EXERCISE PROMPT —
Find the lines holding the word "React" and collect them.

COLLECTED MATERIAL —
◇ ◇ ◇ ◇ ◇

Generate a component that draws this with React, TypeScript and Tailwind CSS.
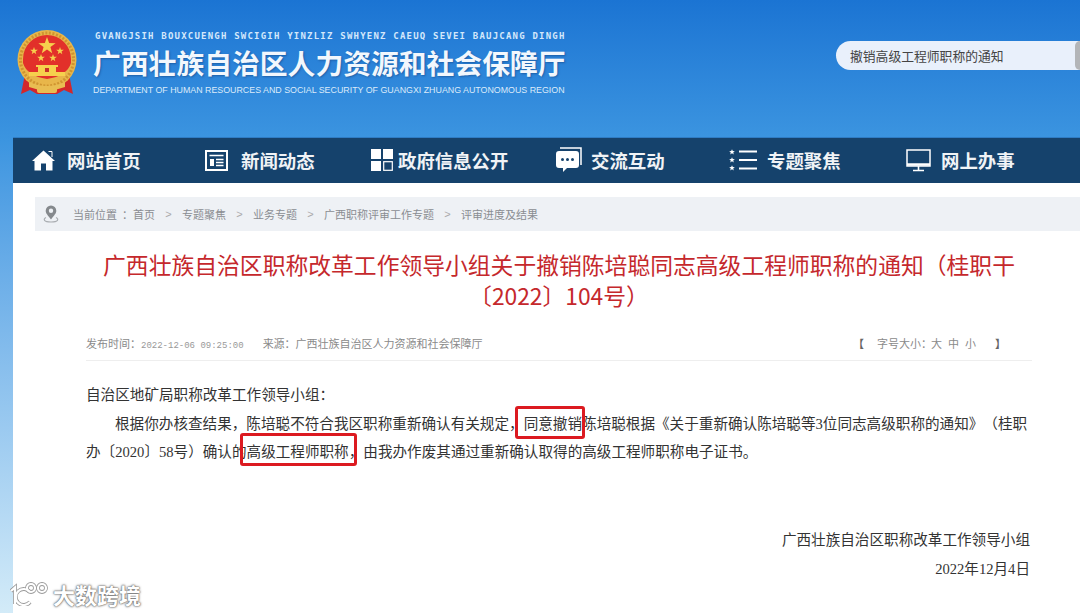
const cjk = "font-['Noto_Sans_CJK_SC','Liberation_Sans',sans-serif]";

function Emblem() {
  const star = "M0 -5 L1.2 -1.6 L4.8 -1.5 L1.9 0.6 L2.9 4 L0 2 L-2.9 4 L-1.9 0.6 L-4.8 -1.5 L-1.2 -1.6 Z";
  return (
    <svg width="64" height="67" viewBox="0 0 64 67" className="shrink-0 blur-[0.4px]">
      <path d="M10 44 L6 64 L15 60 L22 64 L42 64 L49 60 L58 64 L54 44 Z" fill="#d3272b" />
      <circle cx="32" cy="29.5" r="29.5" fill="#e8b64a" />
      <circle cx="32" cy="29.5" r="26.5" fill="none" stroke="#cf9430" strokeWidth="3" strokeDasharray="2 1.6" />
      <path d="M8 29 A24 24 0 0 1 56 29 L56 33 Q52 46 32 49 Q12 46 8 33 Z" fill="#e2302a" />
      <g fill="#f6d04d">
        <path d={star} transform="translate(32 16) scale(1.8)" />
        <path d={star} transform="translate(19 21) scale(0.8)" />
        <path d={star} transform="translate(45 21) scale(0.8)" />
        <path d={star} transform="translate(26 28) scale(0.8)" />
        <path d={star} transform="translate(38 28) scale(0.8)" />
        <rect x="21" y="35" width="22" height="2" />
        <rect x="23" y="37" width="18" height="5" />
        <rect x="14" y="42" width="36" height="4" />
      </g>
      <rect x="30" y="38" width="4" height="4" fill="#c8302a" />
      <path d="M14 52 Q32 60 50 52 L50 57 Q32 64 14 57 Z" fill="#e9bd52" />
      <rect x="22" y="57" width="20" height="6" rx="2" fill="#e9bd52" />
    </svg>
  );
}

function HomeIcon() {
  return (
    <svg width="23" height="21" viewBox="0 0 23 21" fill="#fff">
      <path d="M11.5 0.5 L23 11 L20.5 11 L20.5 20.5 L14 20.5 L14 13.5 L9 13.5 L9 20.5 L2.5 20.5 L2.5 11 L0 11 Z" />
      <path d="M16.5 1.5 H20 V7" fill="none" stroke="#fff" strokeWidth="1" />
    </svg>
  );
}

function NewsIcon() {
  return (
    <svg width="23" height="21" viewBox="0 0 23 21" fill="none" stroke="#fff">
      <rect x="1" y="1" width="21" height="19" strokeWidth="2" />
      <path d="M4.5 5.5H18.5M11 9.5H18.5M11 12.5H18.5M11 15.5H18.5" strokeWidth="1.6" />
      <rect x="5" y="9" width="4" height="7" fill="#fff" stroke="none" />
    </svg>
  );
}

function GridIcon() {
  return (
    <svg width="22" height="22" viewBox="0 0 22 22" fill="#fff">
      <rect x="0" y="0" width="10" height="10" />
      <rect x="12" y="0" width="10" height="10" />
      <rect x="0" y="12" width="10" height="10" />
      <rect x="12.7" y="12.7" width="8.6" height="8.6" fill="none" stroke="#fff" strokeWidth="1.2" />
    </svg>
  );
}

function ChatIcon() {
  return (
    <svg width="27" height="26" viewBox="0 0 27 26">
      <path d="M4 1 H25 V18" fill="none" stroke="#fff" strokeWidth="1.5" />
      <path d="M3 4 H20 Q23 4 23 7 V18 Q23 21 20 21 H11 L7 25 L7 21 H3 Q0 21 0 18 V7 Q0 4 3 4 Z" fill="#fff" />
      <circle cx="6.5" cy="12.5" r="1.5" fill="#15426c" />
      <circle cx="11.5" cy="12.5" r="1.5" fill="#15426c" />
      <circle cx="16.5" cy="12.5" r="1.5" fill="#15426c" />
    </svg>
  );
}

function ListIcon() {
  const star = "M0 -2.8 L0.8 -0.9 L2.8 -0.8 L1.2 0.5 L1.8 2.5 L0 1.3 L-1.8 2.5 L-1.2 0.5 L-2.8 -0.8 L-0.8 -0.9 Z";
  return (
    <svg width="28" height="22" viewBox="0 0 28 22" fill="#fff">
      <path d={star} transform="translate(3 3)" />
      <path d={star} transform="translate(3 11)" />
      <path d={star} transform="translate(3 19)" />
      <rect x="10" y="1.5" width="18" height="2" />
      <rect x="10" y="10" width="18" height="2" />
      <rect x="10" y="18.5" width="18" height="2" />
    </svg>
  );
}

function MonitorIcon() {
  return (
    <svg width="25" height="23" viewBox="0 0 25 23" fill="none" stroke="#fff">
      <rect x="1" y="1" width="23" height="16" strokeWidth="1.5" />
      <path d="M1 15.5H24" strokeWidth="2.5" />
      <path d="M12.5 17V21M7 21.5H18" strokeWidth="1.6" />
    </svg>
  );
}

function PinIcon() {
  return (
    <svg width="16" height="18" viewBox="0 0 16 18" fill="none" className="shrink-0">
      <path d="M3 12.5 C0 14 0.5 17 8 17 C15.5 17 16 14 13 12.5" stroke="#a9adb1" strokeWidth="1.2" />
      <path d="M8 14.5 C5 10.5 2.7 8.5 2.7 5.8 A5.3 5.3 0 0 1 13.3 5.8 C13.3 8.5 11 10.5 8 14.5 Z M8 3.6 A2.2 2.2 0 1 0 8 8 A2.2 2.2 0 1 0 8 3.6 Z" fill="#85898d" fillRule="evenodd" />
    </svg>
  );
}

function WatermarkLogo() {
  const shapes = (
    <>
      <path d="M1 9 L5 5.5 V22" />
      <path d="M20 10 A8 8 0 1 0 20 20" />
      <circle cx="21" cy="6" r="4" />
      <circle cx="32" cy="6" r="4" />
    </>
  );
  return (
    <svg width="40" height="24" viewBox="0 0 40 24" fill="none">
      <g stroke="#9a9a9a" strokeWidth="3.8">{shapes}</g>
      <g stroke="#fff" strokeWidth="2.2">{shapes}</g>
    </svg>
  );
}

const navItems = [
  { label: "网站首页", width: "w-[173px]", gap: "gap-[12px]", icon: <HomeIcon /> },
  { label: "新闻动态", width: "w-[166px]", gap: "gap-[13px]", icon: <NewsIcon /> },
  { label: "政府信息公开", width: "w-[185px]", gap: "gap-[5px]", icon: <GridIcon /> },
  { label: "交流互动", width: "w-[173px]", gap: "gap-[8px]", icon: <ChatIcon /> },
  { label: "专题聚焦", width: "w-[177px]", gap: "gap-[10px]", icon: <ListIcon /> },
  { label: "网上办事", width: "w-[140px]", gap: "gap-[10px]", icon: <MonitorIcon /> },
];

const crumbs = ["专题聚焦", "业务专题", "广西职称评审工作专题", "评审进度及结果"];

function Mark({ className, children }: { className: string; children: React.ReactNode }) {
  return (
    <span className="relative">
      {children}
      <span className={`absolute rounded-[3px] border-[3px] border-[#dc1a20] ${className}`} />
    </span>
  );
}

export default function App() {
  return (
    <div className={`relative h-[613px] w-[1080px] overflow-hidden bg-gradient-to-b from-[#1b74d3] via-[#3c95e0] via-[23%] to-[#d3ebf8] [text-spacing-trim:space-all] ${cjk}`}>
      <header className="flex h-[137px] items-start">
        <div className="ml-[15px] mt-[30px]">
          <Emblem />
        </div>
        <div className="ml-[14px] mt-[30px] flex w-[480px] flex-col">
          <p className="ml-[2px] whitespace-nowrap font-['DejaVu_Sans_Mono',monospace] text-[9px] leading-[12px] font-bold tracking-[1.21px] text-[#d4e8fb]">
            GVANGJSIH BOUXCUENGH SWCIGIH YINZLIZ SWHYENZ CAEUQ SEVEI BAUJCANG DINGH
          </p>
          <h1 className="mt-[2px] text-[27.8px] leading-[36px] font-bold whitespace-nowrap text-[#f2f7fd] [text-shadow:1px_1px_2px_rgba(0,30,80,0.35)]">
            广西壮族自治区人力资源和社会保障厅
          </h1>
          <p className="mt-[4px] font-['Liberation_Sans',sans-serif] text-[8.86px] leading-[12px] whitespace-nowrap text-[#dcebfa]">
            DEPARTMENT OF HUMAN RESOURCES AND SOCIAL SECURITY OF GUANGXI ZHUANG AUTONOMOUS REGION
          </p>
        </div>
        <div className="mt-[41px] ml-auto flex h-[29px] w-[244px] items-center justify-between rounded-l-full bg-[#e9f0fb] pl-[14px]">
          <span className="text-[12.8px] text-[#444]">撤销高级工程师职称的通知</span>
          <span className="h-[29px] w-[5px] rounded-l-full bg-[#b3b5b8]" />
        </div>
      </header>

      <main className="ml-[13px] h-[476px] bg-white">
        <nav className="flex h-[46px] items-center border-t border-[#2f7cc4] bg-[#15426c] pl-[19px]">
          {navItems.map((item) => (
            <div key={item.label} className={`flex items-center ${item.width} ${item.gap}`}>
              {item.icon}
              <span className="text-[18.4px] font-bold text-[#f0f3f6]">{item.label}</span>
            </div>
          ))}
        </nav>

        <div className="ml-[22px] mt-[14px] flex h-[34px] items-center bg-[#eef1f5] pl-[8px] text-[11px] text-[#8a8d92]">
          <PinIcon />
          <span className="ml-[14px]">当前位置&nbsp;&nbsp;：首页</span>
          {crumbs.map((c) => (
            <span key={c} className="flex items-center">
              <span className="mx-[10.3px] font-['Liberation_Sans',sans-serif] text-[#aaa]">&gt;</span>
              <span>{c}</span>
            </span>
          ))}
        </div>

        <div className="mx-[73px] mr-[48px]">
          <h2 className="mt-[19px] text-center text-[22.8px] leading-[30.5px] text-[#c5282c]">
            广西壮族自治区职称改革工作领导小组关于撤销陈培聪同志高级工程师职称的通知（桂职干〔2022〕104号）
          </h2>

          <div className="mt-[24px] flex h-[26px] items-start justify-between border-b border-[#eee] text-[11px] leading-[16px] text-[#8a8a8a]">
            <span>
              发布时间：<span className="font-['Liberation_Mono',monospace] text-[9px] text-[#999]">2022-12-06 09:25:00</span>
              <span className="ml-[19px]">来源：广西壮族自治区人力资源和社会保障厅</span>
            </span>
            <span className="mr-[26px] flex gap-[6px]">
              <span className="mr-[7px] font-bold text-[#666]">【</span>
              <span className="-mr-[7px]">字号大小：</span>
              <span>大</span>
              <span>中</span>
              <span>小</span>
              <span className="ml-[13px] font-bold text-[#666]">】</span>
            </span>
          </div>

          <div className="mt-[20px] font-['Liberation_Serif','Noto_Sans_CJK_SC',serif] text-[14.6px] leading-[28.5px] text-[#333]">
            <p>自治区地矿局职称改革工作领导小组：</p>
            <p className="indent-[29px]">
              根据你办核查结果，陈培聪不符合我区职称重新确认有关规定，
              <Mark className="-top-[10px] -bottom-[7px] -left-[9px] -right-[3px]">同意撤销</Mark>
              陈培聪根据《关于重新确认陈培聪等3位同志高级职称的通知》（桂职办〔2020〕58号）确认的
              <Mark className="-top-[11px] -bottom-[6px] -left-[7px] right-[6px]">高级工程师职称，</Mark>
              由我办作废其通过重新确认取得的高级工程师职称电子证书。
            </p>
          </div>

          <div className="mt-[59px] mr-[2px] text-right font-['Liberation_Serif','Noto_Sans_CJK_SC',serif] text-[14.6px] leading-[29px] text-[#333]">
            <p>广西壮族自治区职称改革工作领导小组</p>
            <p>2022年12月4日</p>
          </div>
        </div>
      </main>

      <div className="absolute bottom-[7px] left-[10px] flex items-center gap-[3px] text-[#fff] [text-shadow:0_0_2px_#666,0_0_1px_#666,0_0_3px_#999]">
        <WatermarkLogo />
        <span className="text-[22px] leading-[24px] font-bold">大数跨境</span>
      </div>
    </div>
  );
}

◇ ◇ ◇ ◇ ◇

ANSWER TO THE PROBLEM —
Generate a component that draws this with React, TypeScript and Tailwind CSS.
function Mark({ className, children }: { className: string; children: React.ReactNode }) {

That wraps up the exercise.